「立冬」で迎えた冬の始まりも一歩進み「小雪」となりました。太陽は黄経240度にあり、春分の0度からちょうど3分の2進んだ位置となります。次の春を迎える迄に太陽が動く120度の時間を思うとき、冬の長さが実感されます。
「冷ゆるが故に雨も雪となりてくだるが故なり」と『暦便覧』が記すように、北国や山岳地方から雪の便りが届き始めます。雪が風に乗り運ばれると、まるで花びらのように舞うこともあるようです。「小雪」は寒さが深まりゆくときとも言えるようです。
「風花」なんと美しい名前をつけられたのでしょう。ちらちらと舞い地面に着くことなく消えていくような、あっけないほど儚い雪片。
≪眼の高さにて風花を見失ふ≫ 今瀬剛一
冬の青空に舞う雪を「風花」とよぶそうです。風に舞い散る花びらのような雪はどこからくるのでしょうか。冬の日本列島、日本海側に湧いた雪雲は列島を縦断する山々にせき止められ、太平洋側は青空が広がります。遠く山を越えて吹く風にまじって運ばれてくる雪片の舞う姿が「風花」のイメージでしょうか。
≪華やかに風花降らすどの雲ぞ≫ 相馬遷子
青空の中に舞う雪片の美しさが春を思わせる、そんな華やぎから「風花」と名づけられ、初冬の美しさを象徴するようになったのではないでしょうか。

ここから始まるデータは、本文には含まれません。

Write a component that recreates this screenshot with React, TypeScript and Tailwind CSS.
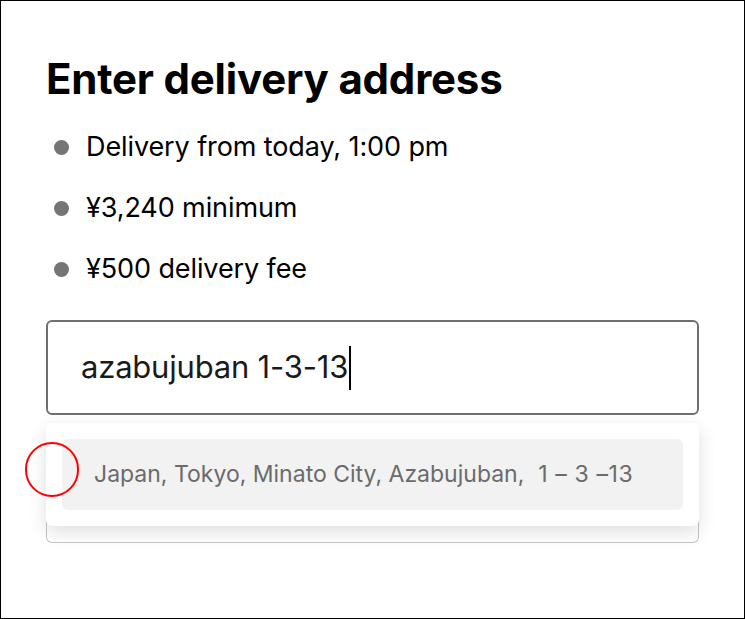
import React from 'react';

const items = ['Delivery from today, 1:00 pm', '¥3,240 minimum', '¥500 delivery fee'];

export default function App() {
  return (
    <div
      className="w-[745px] h-[619px] border border-black bg-white text-black"
      style={{ fontFamily: 'Inter, "Noto Sans", sans-serif' }}
    >
      <div className="px-[45px] pt-[54px]">
        <h1 className="text-[42px] leading-[48px] font-bold tracking-[-0.2px]">Enter delivery address</h1>

        <ul className="mt-[26px] flex flex-col gap-[25px]">
          {items.map((item) => (
            <li key={item} className="flex items-center h-[36px]">
              <span className="ml-[8px] mr-[17px] w-[15px] h-[15px] rounded-full bg-[#757575]" />
              <span className="text-[27px] leading-[36px] tracking-[-0.1px]">{item}</span>
            </li>
          ))}
        </ul>

        {/* Address input */}
        <div className="relative mt-[33px]">
          <div className="h-[95px] rounded-[6px] border-2 border-[#6f6f6f] flex items-center pl-[33px]">
            <span className="text-[31px] tracking-[-0.2px] text-[#1a1a1a]">azabujuban 1-3-13</span>
            <span className="ml-[1px] w-[2px] h-[44px] bg-black" />
          </div>

          {/* box peeking under the suggestion list */}
          <div className="mt-[40px] h-[88px] rounded-b-[6px] border border-t-0 border-[#c6c6c6]" />

          {/* Suggestion dropdown */}
          <div className="absolute left-0 right-0 top-[103px] rounded-[6px] bg-white shadow-[0_6px_18px_rgba(0,0,0,0.13)] p-[16px]">
            <div className="h-[71px] rounded-[6px] bg-[#f2f2f2] flex items-center pl-[32px]">
              <span className="text-[23px] text-[#6b6b6b]">
                Japan, Tokyo, Minato City, Azabujuban,
                <span className="ml-[14px] tracking-[0.6px]">1 – 3 –13</span>
              </span>
            </div>
          </div>

          {/* red annotation circle */}
          <div className="absolute left-[-21px] top-[122px] w-[54px] h-[55px] rounded-full border-2 border-[#ff0000]" />
        </div>
      </div>
    </div>
  );
}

舞い散るようなイメージの強い「風花」ですが、冬の初めに北西の季節風が吹き始めるころ、その影響で降る雨や雪のこともまた「風花」と言うそうです。冬の季節風の冷たさが雨雲とともに作りだしていることには違いないようです。
≪風花と舞ふてはなやぐ鷹一羽≫ 中澤文次郎
ひとたび風が吹き雲が湧けば、やがて降る雨は気温によって雪にも変わり、風の強さによって飛ばされ遠くまで運ばれて行きます。抜けるように高く感じた空も次第に低くなり、やがて冬の景色へと変わっていきます。
雪の舞う冬の青空
冬になると夜空を飾る星の中でも目を惹くのが牡牛座。その中のプレアデス星団は和名を「昴(すばる)」といって古来日本でも親しまれてきました。冬の空に堂々と輝く星の姿の素晴らしさでしょうか。
≪寒昴天のいちばん上の座に≫ 山口誓子
散らばる多くの星を「統べる」ように並び光ることから「すばる」と呼ばれるようになったとのことです。またの名を「六連星(むつらぼし)」。光る星が六つに連なるようすから付けられました。

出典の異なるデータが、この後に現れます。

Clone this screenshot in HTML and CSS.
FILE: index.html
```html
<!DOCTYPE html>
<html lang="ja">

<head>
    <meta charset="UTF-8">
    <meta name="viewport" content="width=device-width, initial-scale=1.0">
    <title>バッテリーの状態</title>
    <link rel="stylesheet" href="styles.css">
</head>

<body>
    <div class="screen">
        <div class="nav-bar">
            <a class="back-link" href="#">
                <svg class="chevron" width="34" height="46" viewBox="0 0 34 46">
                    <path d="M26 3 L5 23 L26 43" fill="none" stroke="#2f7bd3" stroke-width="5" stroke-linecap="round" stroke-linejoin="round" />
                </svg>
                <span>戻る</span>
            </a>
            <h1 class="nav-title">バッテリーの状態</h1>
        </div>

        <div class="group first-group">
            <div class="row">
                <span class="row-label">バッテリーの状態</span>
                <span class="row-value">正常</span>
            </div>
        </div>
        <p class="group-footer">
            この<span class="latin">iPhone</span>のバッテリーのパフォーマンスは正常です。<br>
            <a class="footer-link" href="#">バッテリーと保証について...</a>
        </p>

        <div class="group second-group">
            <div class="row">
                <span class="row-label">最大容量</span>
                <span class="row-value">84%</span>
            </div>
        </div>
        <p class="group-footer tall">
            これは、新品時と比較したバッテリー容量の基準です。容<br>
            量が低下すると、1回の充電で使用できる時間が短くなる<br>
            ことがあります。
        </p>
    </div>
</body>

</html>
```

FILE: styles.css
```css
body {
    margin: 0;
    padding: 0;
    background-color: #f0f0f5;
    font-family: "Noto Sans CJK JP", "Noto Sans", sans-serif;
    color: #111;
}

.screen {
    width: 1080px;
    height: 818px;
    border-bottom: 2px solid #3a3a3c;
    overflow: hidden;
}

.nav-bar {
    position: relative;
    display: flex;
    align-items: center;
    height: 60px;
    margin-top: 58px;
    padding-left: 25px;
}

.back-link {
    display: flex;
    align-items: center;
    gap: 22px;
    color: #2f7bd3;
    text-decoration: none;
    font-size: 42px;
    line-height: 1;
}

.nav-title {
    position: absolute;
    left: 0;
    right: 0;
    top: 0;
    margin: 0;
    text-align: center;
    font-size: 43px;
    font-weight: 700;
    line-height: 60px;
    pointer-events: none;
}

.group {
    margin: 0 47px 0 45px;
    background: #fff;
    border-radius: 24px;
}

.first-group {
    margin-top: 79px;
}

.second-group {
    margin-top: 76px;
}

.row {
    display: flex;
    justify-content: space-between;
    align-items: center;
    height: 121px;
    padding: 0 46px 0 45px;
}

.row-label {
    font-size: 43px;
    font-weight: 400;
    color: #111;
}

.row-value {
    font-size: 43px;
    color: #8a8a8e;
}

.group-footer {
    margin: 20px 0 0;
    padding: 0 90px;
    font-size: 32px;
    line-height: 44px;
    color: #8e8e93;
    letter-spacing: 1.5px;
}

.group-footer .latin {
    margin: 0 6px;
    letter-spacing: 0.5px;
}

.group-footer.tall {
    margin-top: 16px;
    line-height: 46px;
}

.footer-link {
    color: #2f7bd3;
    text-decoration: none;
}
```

平安時代に書かれた随筆『枕草子』で清少納言は「星と言えば昴だ」と言い切っています。その理由は説明していませんが、七夕の彦星や夕方現われる宵の明星などは「少し面白いくらい」と比較して讃えています。真っ暗闇の中に冷えて輝く星の連なりの美しさはきっと何物にもまして素晴らしく感じられたのでは、と想像するばかりです。
≪遥かなるものの呼びこゑ寒昴≫ 角川春樹
天体は規則にのっとって動き、星は季節や時を正しく指し示すところから、「昴」は古来農作業の時期を決める重要な目印になってきたということです。冬の夜空に鮮やかに光る星たちは誰もが見ることができ、確かな指標となっていたことでしょう。
昴・プレアデス星団
太陽の陽射しをたっぷり浴びながら黄に色づいてくるのが冬の柑橘類です。冬でも緑濃い葉をつけている柑橘の木々は、色鮮やかな実の色とともに冷たい空気の中で活気を作りだしてくれます。

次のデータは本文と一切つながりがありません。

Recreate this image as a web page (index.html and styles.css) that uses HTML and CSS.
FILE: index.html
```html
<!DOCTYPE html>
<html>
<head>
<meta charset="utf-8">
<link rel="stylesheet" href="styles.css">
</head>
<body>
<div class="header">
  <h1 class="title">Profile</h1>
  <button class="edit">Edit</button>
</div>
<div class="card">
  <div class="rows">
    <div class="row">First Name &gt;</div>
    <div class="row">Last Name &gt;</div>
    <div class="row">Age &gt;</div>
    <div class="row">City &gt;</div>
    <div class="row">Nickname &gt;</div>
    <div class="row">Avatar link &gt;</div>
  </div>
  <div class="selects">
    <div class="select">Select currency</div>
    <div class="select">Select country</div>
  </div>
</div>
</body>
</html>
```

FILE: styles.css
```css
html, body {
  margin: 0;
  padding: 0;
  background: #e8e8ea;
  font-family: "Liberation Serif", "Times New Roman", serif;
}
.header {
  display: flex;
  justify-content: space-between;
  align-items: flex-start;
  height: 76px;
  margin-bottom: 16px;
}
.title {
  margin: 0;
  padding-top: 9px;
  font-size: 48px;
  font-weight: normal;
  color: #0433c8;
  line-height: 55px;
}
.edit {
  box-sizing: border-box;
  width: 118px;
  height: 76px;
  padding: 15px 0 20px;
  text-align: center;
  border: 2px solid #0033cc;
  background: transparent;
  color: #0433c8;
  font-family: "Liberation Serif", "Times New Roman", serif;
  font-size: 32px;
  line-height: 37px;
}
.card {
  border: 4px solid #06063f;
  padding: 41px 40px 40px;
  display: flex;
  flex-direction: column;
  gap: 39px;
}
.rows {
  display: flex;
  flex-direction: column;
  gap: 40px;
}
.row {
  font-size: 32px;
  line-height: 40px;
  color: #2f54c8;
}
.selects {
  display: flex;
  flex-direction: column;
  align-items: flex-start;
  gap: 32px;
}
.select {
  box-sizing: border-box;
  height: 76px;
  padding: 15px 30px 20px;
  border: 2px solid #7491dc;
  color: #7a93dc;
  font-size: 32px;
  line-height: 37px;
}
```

最近はこたつを使う家庭も減ってきましたが「こたつにみかん」は、今でも冬の和やかな茶の間を象徴する情景として皆の心に生きているのではないでしょうか。
≪テーブルの蜜柑かがやきはじめたり≫ 鳴戸奈菜
冬になると新鮮な食べ物が少なくなりがちだった昔、蜜柑はビタミンを補う大切な果物だったことでしょう。寒くなると人気の鍋料理にも柑橘類は欠かせません。酸味が味を整え引き締めます。
古代では蜜柑の元祖とも言える「橘(たちばな)」を、不老不死の理想郷と言われる常世の国から田道間守(たじまもり)が持ち帰った、との伝説があります。「常世草(とこよぐさ)」との異名も持つせいでしょうか、冬の柑橘は縁起物として行事にも登場します。
≪楽園の一樹のごとく柚子熟るる≫ 羽野里美
師走も押し迫り冬至を迎えれば柚子を湯に入れ身体を温め健康を祈り、お正月には鏡餅の上に葉付きの橙や蜜柑を飾り新年を迎えます。太陽の光を映し出したような明るい色にきっと未来への希望を託しているのでしょう。